Dikh-kat is in the Aūrā-tīpā hill-tracts, below the range on the other side of which is the Macha577 country. Its people, though Sārt, settled in a village, are, like Turks, herdsmen and shepherds. Their sheep are reckoned at 40,000. We dismounted at the houses of the peasants in the village; I stayed in a head-man’s house. He was old, 70 or 80, but his mother was still alive. She was a woman on whom much life had been bestowed for she was 111 years old. Some relation of hers may have gone, (as was said), with Tīmūr Beg’s army to Hindūstān;578 she had this in her mind and used to tell the tale. In Dikh-kat alone were 96 of her descendants, hers and her grandchildren, great-grandchildren and grandchildren’s grandchildren. Counting in the dead, 200 of her descendants were reckoned up. Her grandchild’s grandson was a strong young man of 25 or 26, with full black beard. While in Dikh-kat, I constantly made excursions amongst the mountains round about. Generally I went bare-foot and, from doing this so much, my feet became so that rock and stone made no difference to them.579 Once in one of these wanderings, a cow was seen, between the Afternoon and Evening prayers, going down by a narrow, ill-defined road. Said I, ‘I wonder which way that road will be going; keep your eye on that cow; don’t lose the cow till you know where the road comes out.’ Khwāja Asadu’l-lāh made his joke, ‘If the cow loses her way,’ he said, ‘what becomes of us?’

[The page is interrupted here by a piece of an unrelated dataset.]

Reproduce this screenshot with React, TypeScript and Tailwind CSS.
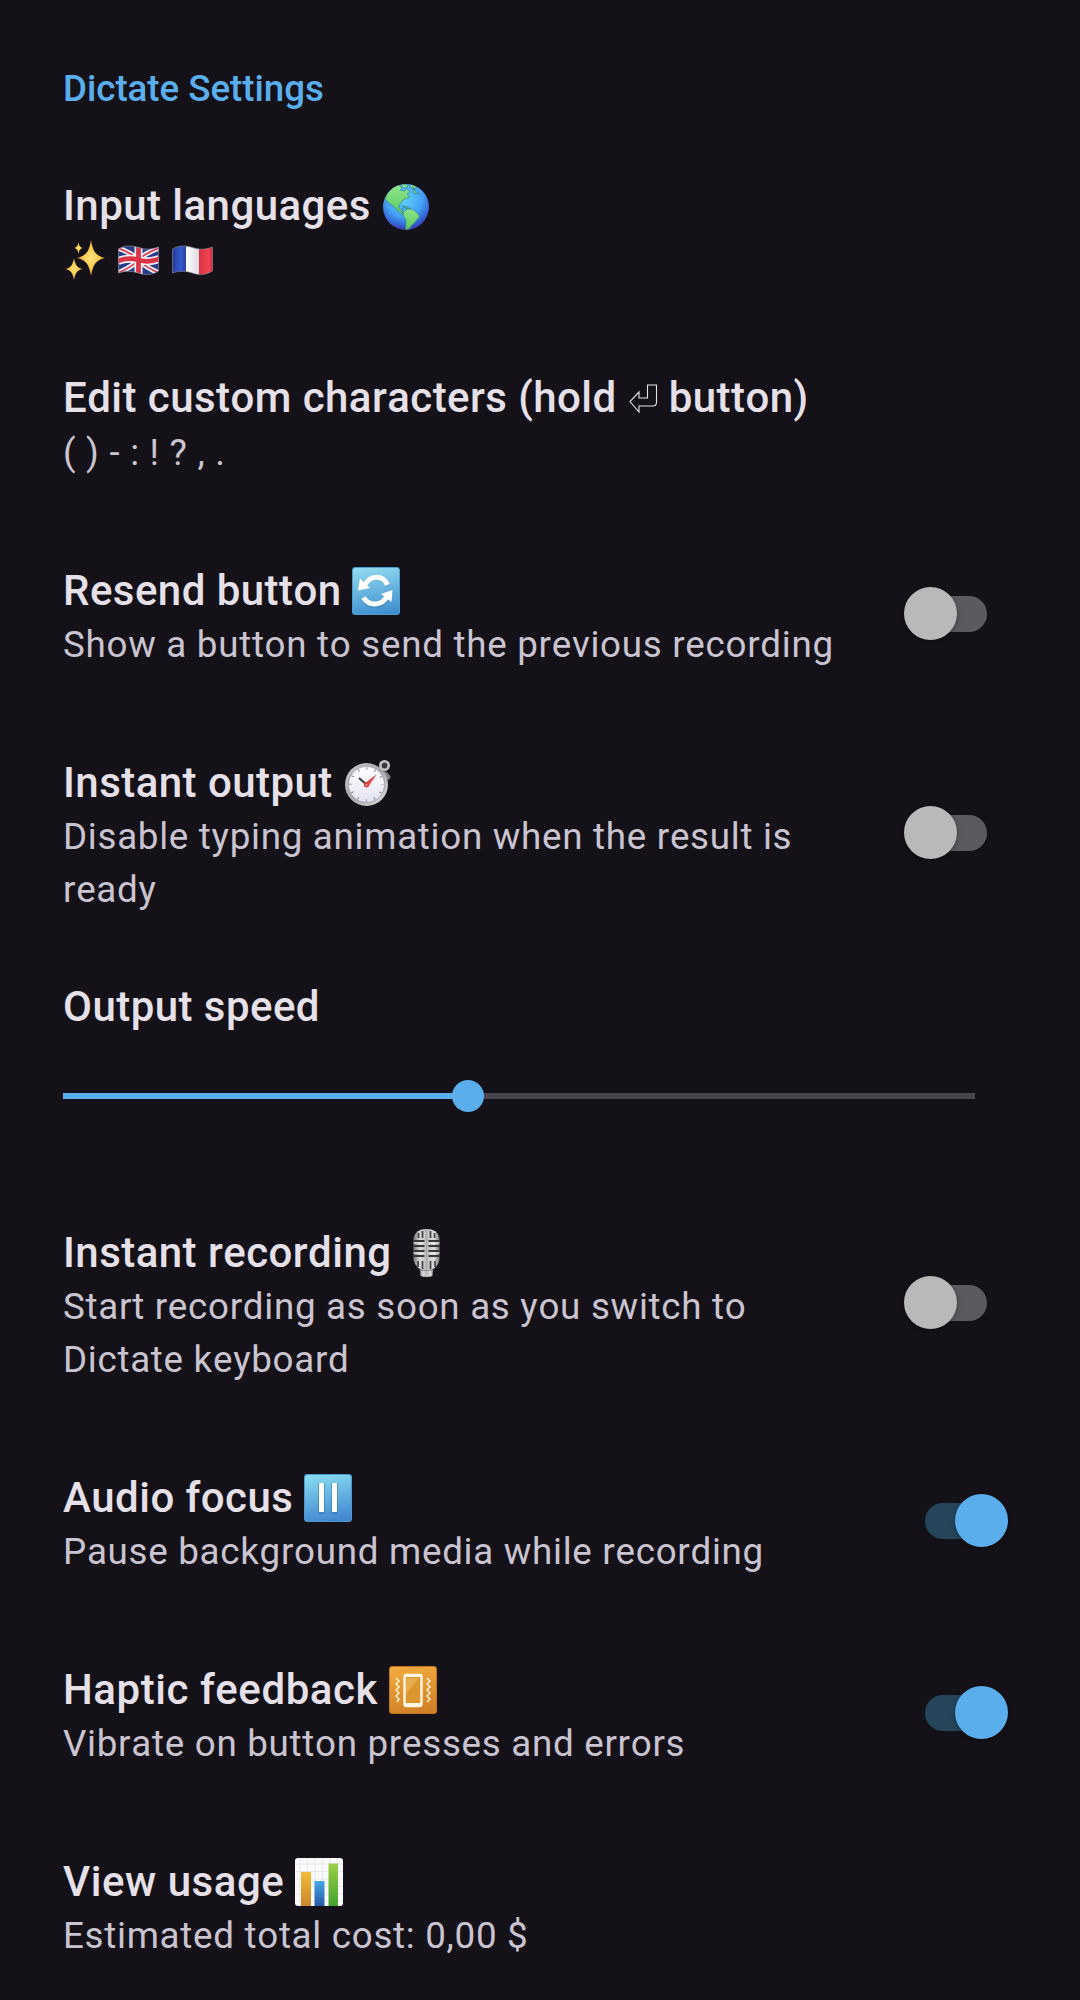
import type { ReactNode } from "react";

const ICON = "mt-[5px] h-12 w-12 shrink-0";

function Globe() {
  return (
    <svg className={ICON} viewBox="0 0 48 48">
      <defs>
        <radialGradient id="sea" cx="0.46" cy="0.32" r="0.65">
          <stop offset="0" stopColor="#5fd0ff" />
          <stop offset="0.6" stopColor="#45a3f5" />
          <stop offset="0.88" stopColor="#3567d8" />
          <stop offset="1" stopColor="#3b45b4" />
        </radialGradient>
        <linearGradient id="land" x1="0" y1="0" x2="0" y2="1">
          <stop offset="0" stopColor="#8fe58a" />
          <stop offset="1" stopColor="#58c75c" />
        </linearGradient>
        <clipPath id="disc"><circle cx="24" cy="24" r="23" /></clipPath>
      </defs>
      <circle cx="24" cy="24" r="23" fill="url(#sea)" />
      <g clipPath="url(#disc)" fill="url(#land)" stroke="#2f8590" strokeWidth="0.7">
        <path d="M3 16 C5 9 11 3 17 2 L20 5 18 7 22 8 25 6 28 9 25 11 28 14 25 15 21 17 19 20 17 22 17 25 19 27 21 25 20 29 24 31 25 33 21 32 16 28 11 23 6 19Z" />
        <path d="M18 2 L24 1 26 4 22 5ZM28 1 L35 4 32 6 29 5ZM20 23 L25 24 29 26 25 26ZM31 4 L34 9 38 11 32 10Z" />
        <path d="M24 27 C27 25 30 26 33 28 C34 30 38 31 37 35 C33 37 34 40 30 42 L27 46 24 47 C23 42 25 38 23 35 C20 33 21 29 24 27Z" />
      </g>
    </svg>
  );
}

function Tile({ id, from, to, edge, children }: { id: string; from: string; to: string; edge: string; children: ReactNode }) {
  return (
    <svg className={ICON} viewBox="0 0 48 48">
      <defs>
        <linearGradient id={id} x1="0.4" y1="0" x2="0.6" y2="1">
          <stop offset="0" stopColor={from} />
          <stop offset="1" stopColor={to} />
        </linearGradient>
      </defs>
      <rect x="0.5" y="0.5" width="47" height="47" rx="2.5" fill={`url(#${id})`} stroke={edge} />
      {children}
    </svg>
  );
}

function Refresh() {
  return (
    <Tile id="refresh" from="#8fd8ef" to="#3f8fd0" edge="#4a9cc9">
      <path d="M12 19C18 8 31 8 36 19M12 32C18 41 30 41 36 30" fill="none" stroke="#2f78ac" strokeWidth="5" opacity="0.4" />
      <path d="M12.500 18.500C18 7.500 31 7.500 35.500 18M11.500 30.500C17 39.500 30 39.500 35.500 28.500" fill="none" stroke="#fff" strokeWidth="5" />
      <path d="M8 11.500L6 23.500 18 21ZM40.500 23L29 27 39.500 35Z" fill="#fff" />
    </Tile>
  );
}

function Pause() {
  return (
    <Tile id="pause" from="#86d9f0" to="#4286d0" edge="#4c9acb">
      <path d="M14 9h7v31h-7zM27 9h7v31h-7z" fill="#2a72b0" opacity="0.45" />
      <path d="M15 9h5v29h-5zM28 9h5v29h-5z" fill="#fff" />
    </Tile>
  );
}

function Vibration() {
  return (
    <Tile id="vibration" from="#f0a93e" to="#d18025" edge="#bf761f">
      <rect x="15.500" y="9" width="17" height="31" rx="2" fill="#da962f" stroke="#fff7e3" strokeWidth="2.400" />
      <path d="M15 9.500h18M15 38.500h18" stroke="#fff7e3" strokeWidth="3" />
      <path d="M17 12h13L17 28z" fill="#f3c169" opacity="0.500" />
      <path d="M7 12l3 3-3 3 3 3-3 3 3 3-3 3 3 3-2 3M38 12l3 3-3 3 3 3-3 3 3 3-3 3 3 3-3 3" fill="none" stroke="#fff2d0" strokeWidth="1.500" />
    </Tile>
  );
}

function Stopwatch() {
  return (
    <svg className={ICON} viewBox="0 0 48 48">
      <defs>
        <linearGradient id="rim" x1="0" y1="0" x2="1" y2="1">
          <stop offset="0" stopColor="#c9c7ca" />
          <stop offset="0.5" stopColor="#aaa8ad" />
          <stop offset="1" stopColor="#e0dfe2" />
        </linearGradient>
        <linearGradient id="dial" x1="0" y1="0" x2="0" y2="1">
          <stop offset="0" stopColor="#fff" />
          <stop offset="1" stopColor="#e3e2f3" />
        </linearGradient>
      </defs>
      <path d="M36 12L39 9" stroke="#aaa" strokeWidth="5" />
      <circle cx="40.500" cy="6.500" r="4.200" fill="#3b393e" stroke="#c4c3c6" strokeWidth="2.600" />
      <path d="M41 15l3 3" stroke="#858389" strokeWidth="5" strokeLinecap="round" />
      <circle cx="22.500" cy="25.500" r="21.500" fill="url(#rim)" />
      <circle cx="22.500" cy="25.500" r="18" fill="url(#dial)" stroke="#8b898e" strokeWidth="0.600" />
      <circle cx="22.500" cy="25.500" r="16" fill="none" stroke="#717078" strokeWidth="2.600" strokeDasharray="0.800 7.578" strokeDashoffset="0.400" />
      <path d="M22.500 25.500L15 19" stroke="#37373b" strokeWidth="2" />
      <path d="M21 24L33 15 24 28Z" fill="#e54a49" />
      <circle cx="22.500" cy="25.800" r="2.600" fill="#df3f40" />
      <circle cx="22.500" cy="25.800" r="0.900" fill="#ffb5ae" />
    </svg>
  );
}

function Microphone() {
  return (
    <svg className={ICON} viewBox="0 0 48 48">
      <defs>
        <linearGradient id="steel" x1="0" y1="0" x2="1" y2="0">
          <stop offset="0" stopColor="#777" />
          <stop offset="0.25" stopColor="#d9d9d9" />
          <stop offset="0.5" stopColor="#bdbdbd" />
          <stop offset="0.8" stopColor="#dedede" />
          <stop offset="1" stopColor="#777" />
        </linearGradient>
      </defs>
      <g transform="translate(0.5 0)">
        <path d="M17 38h14l-1 9q-6 2-12 0z" fill="url(#steel)" />
        <path d="M18 41h12" stroke="#555" strokeWidth="1" />
        <path d="M11 9Q13 0 24 0T37 9V31Q35 41 24 41T11 31Z" fill="url(#steel)" />
        <path d="M16 4v5M20 2v7M28 2v7M32 4v5M15.500 32v6M20 32v8M28 32v8M32.500 32v6" stroke="#414141" strokeWidth="1.700" />
        <path d="M11 12h11M26 12h11M11 17h11M26 17h11M11 22h11M26 22h11M11 27h11M26 27h11" stroke="#373737" strokeWidth="2.100" />
        <path d="M11 14h10M27 14h10M11 24h10M27 24h10" stroke="#f4f4f4" strokeWidth="1.100" />
        <path d="M24 1v39" stroke="#aaa" strokeWidth="1.800" />
      </g>
    </svg>
  );
}

function BarChart() {
  return (
    <svg className={ICON} viewBox="0 0 48 48">
      <defs>
        <linearGradient id="bar-a" x1="0" y1="0" x2="0" y2="1"><stop stopColor="#f1bd38" /><stop offset="1" stopColor="#cd852c" /></linearGradient>
        <linearGradient id="bar-b" x1="0" y1="0" x2="0" y2="1"><stop stopColor="#43a7e8" /><stop offset="1" stopColor="#2859a4" /></linearGradient>
        <linearGradient id="bar-c" x1="0" y1="0" x2="0" y2="1"><stop stopColor="#9bd044" /><stop offset="1" stopColor="#43a02f" /></linearGradient>
      </defs>
      <rect width="48" height="48" rx="3" fill="#fbfbfc" />
      <path d="M5 0v48M12.500 0v48M20 0v48M27.500 0v48M35 0v48M42.500 0v48M0 6h48M0 13.500h48M0 21h48M0 28.500h48M0 36h48M0 43h48" stroke="#e4e5e8" strokeWidth="0.800" />
      <path d="M6 14h10v34H6z" fill="url(#bar-a)" />
      <path d="M19.500 23h10v25h-10z" fill="url(#bar-b)" />
      <path d="M33.500 5.500h9.500V48h-9.500z" fill="url(#bar-c)" />
    </svg>
  );
}

function Sparkles() {
  return (
    <svg className="mt-1.5 ml-[1px] h-[42px] w-[42px]" viewBox="0 0 42 42">
      <defs>
        <radialGradient id="gold"><stop stopColor="#ffe27b" /><stop offset="0.6" stopColor="#f8c84a" /><stop offset="1" stopColor="#c9862a" /></radialGradient>
      </defs>
      <g fill="url(#gold)">
        <path d="M27 0C29 11 31 15.500 41 18C31 20.500 29 25 27 36C25 25 23 20.500 13 18C23 15.500 25 11 27 0Z" />
        <path d="M10 18C11.500 25 12.500 27.500 19 29C12.500 30.500 11.500 33 10 40C8.500 33 7.500 30.500 1 29C7.500 27.500 8.500 25 10 18Z" />
        <path d="M14.500 2C15.200 6 16 7.200 19 8C16 8.800 15.200 10 14.500 14C13.800 10 13 8.800 10 8C13 7.200 13.800 6 14.500 2Z" />
      </g>
    </svg>
  );
}

const WAVE = "M0.500 4C7 0 14 0.500 20.500 2.500C28 5 34 4.500 40.500 2V26C34 30 28 30.500 20.500 28C14 26 7 25.500 0.500 28Z";

function FlagUK() {
  return (
    <svg className="mt-[11px] ml-[12px] h-[31px] w-[41px]" viewBox="0 0 41 31">
      <clipPath id="uk"><path d={WAVE} /></clipPath>
      <g clipPath="url(#uk)">
        <path d="M0 0h41v31H0z" fill="#273d87" />
        <path d="M0 3Q14 8 20.500 15T41 28M0 28Q14 22 20.500 15T41 3" fill="none" stroke="#f4f2f7" strokeWidth="5" />
        <path d="M0 3Q14 8 20.500 15T41 28M0 28Q14 22 20.500 15T41 3" fill="none" stroke="#d93b4e" strokeWidth="1.700" />
        <path d="M20.500 0v31M0 16Q10 12 20.500 15T41 14" fill="none" stroke="#f4f2f7" strokeWidth="8" />
        <path d="M20.500 0v31M0 16Q10 12 20.500 15T41 14" fill="none" stroke="#db3446" strokeWidth="4.800" />
      </g>
      <path d={WAVE} fill="none" stroke="#8e8da0" strokeWidth="0.700" />
    </svg>
  );
}

function FlagFrance() {
  return (
    <svg className="mt-[11px] ml-[13px] h-[31px] w-[41px]" viewBox="0 0 41 31">
      <defs>
        <linearGradient id="tricolour">
          <stop stopColor="#253a9d" /><stop offset="0.200" stopColor="#3559cc" /><stop offset="0.340" stopColor="#2741a7" />
          <stop offset="0.340" stopColor="#fff" /><stop offset="0.670" stopColor="#dcdbe1" />
          <stop offset="0.670" stopColor="#d83243" /><stop offset="0.900" stopColor="#f34450" /><stop offset="1" stopColor="#c92f3f" />
        </linearGradient>
      </defs>
      <path d={WAVE} fill="url(#tricolour)" stroke="#8e8da0" strokeWidth="0.600" />
    </svg>
  );
}

function ReturnKey() {
  return (
    <svg className="mr-[11px] ml-[12px] mt-[14px] h-[30px] w-[29px] shrink-0" viewBox="0 0 29 30" fill="none" stroke="#e6e0e9" strokeWidth="1.100">
      <path d="M18.500 1H27.500V18Q27.500 22 24 22H10V28L1 17.500 10 8V14H18.500Z" />
    </svg>
  );
}

function Switch({ on = false, tall = false }: { on?: boolean; tall?: boolean }) {
  return (
    <span role="switch" aria-checked={on} className={`relative h-[53px] w-[104px] shrink-0 ${tall ? "mb-[5px]" : "mb-[7px]"}`}>
      <span className={`absolute top-[9px] left-[21px] h-9 w-[62px] rounded-full ${on ? "bg-[#26455b]" : "bg-[#5b5a5e]"}`} />
      <span className={`absolute top-0 h-[53px] w-[53px] rounded-full shadow-[0_1px_4px_rgba(0,0,0,0.4)] ${on ? "left-[51px] bg-[#5aaeec]" : "left-0 bg-[#b9b9b9]"}`} />
    </span>
  );
}

function Title({ children, low }: { children: ReactNode; low?: boolean }) {
  return (
    <div className={`flex h-14 items-start text-[42px] font-medium tracking-[0.45px] whitespace-pre text-[#e6e0e9] ${low ? "leading-[58px]" : "leading-[56px]"}`}>
      {children}
    </div>
  );
}

function Row({ title, summary, control, low }: { title: ReactNode; summary: ReactNode; control?: ReactNode; low?: boolean }) {
  return (
    <section className="mb-[83px] flex items-center justify-between">
      <div>
        <Title low={low}>{title}</Title>
        <div className="min-h-[53px] text-[36.75px] leading-[53px] tracking-[0.71px] whitespace-nowrap text-[#cac4d0]">{summary}</div>
      </div>
      {control}
    </section>
  );
}

export default function App() {
  return (
    <main className="h-[2000px] w-[1080px] overflow-hidden bg-[#141218] pr-[72px] pl-[63px] font-['Roboto',sans-serif] [font-kerning:none]">
      <h1 className="mb-[64px] pt-[63px] text-[36.75px] leading-[51px] font-medium tracking-[-0.05px] text-[#5aaeec]">Dictate Settings</h1>
      <Row title={<><span>Input languages </span><Globe /></>} summary={<div className="flex h-[53px]"><Sparkles /><FlagUK /><FlagFrance /></div>} />
      <Row title={<><span>Edit custom characters (hold</span><ReturnKey /><span>button)</span></>} summary="( ) - : ! ? , ." />
      <Row low title={<><span>Resend button </span><Refresh /></>} summary="Show a button to send the previous recording" control={<Switch />} />
      <Row low title={<><span>Instant output </span><Stopwatch /></>} summary={<>Disable typing animation when the result is<br />ready</>} control={<Switch tall />} />
      <section className="-mt-[21px] mb-[112px]">
        <Title low>Output speed</Title>
        <div className="relative mt-[45px] h-[33px] w-[912px]">
          <div className="absolute top-[14px] h-[6px] w-full bg-[#48464c]" />
          <div className="absolute top-[14px] h-[6px] w-[405px] bg-[#5aaeec]" />
          <div className="absolute top-[1px] left-[389px] h-8 w-8 rounded-full bg-[#5aaeec]" />
        </div>
      </section>
      <Row low title={<><span>Instant recording </span><Microphone /></>} summary={<>Start recording as soon as you switch to<br />Dictate keyboard</>} control={<Switch tall />} />
      <Row low title={<><span>Audio focus </span><Pause /></>} summary="Pause background media while recording" control={<Switch on />} />
      <Row low title={<><span className="tracking-[0.55px]">Haptic feedback </span><Vibration /></>} summary="Vibrate on button presses and errors" control={<Switch on />} />
      <Row low title={<><span className="tracking-[0.55px]">View usage </span><BarChart /></>} summary="Estimated total cost: 0,00 $" />
    </main>
  );
}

In the winter several of our soldiers asked for leave to Andijān because they could make no raids with us.580 Qāsim Beg said, with much insistance, ‘As these men are going, send something special of your own wear by them to Jahāngīr Mīrzā.’ I sent my ermine cap. Again he urged, ‘What harm would there be if you sent something for Taṃbal also?’ Though I was very unwilling, yet as he urged it, I sent Taṃbal a large broad-sword which Nuyān Kūkūldāsh had had made for himself in Samarkand. This very sword it was which, as will be told with the events of next year, came down on my own head!581

A few days later, my grandmother, Aīsān-daulat Begīm, who, when I left Samarkand, had stayed behind, arrived in Dikh-kat with our families and baggage (aūrūq) and a few lean and hungry followers.

(d. Shaibāq Khān raids in The Khān’s country.)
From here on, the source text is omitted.